Встретились мы с Зоей на автовокзале. Сидел на одной скамейке и ждали, как оказалось, один автобус. Соседка моя была налегке — с одной небольшой сумкой. И я подумала, что она в командировку, хоть и видела: не походила она на москвичку из тех, которые в командировки ездят. Но мало ли…

Дело даже не в том, как она была одета: серого пуха косынка, небрежно повязанная под подбородок, и темное пальто джерси, каких уж давно не носили в столице молодые женщины, — просто взгляд у нее был не столичный. И даже не взрослый женский: знаете, этот вечно озабоченный взгляд, когда про себя считают, что еще не купила, не достала, не посетила, не сделала… У этой, в джерси, были глаза любознательного ребенка. Путешествующего доброго ребенка, которому все интересно вокруг, все занимает просто так, само по себе.

Она вертела головой туда и сюда, отчего косынка ее съехала на затылок с гладко зачесанных назад темных волос.

Встретив ее взгляд, я ей улыбнулась — это было легко — и спросила, не в командировку ли она.

— Ой, что вы! Я у сестры гостила. В отпуске была. Еду домой в…

Она назвала старинный город в Псковской области. Тут же и спросила с вызовом, с задором, будто предлагая поиграть:

— А вы почему подумали, что в командировку?

— А вещей, сумок с вами нет!

— Ой, я так и догадалась, что из-за этого! — Очень довольная, она рассмеялась. Игра ей удалась! — Да что ж, всего не укупишь, — махнула она рукой на чей-то громоздкий багаж. — Да и нельзя мне надрываться: недавно после операции.

— После операции у сестры отдыхали?

Но опять рассмеялась моя соседка: опять, оказалось, я маху дала…

— Да уж, такой был отдых, — она сокрушенно покачала головой, — если хоть одну ночь насквозь проспала, так спасибо… Нет, я ездила сестренке помочь, племянницу понянчить. Что она — сестренка… Сама ребенок: девятнадцать лет. Ничего не знает, не умеет. А муж — военный, все время в разъездах. Да еще и ребеночка в роддоме стафилококком заразили. Малышка вся в нарывах, плачет день и ночь. Вот я и взяла отпуск. Передышку дала сестренке. Она хоть отоспалась. Да и научила ее тому, сему…
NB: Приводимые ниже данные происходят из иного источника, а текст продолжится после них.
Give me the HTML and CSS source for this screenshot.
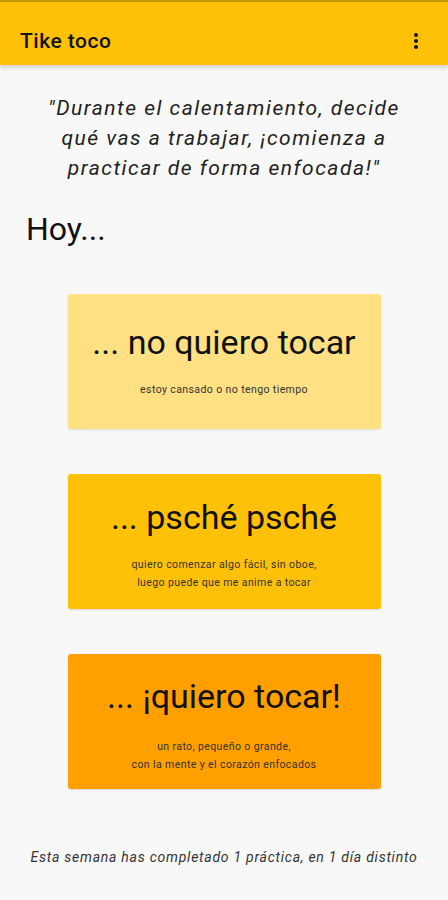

— Значит, у самой отдых пропал?

— Подумаешь! Дома отосплюсь. Мне на пользу пошло. А то было толстеть начала.

III

О МУЖСКОМ И ЖЕНСКОМ РОДЕ

— Что-о-о, легкая работа?! — Она повторила мой вопрос с наигранным ужасом. — Да знаете ли, какая наша работа? У нашей профессии есть только один род — мужской: штукатур! Ну-ка скажите в женском роде! Ну вот как вы меня назовете по профессии, а? Штукатурка? Ха-ха-ха! Может, штукатурша? Так это, значит, жена штукатура!

Она вовсю веселилась. Темные глаза, белые ровнехонькие зубы так и блестели.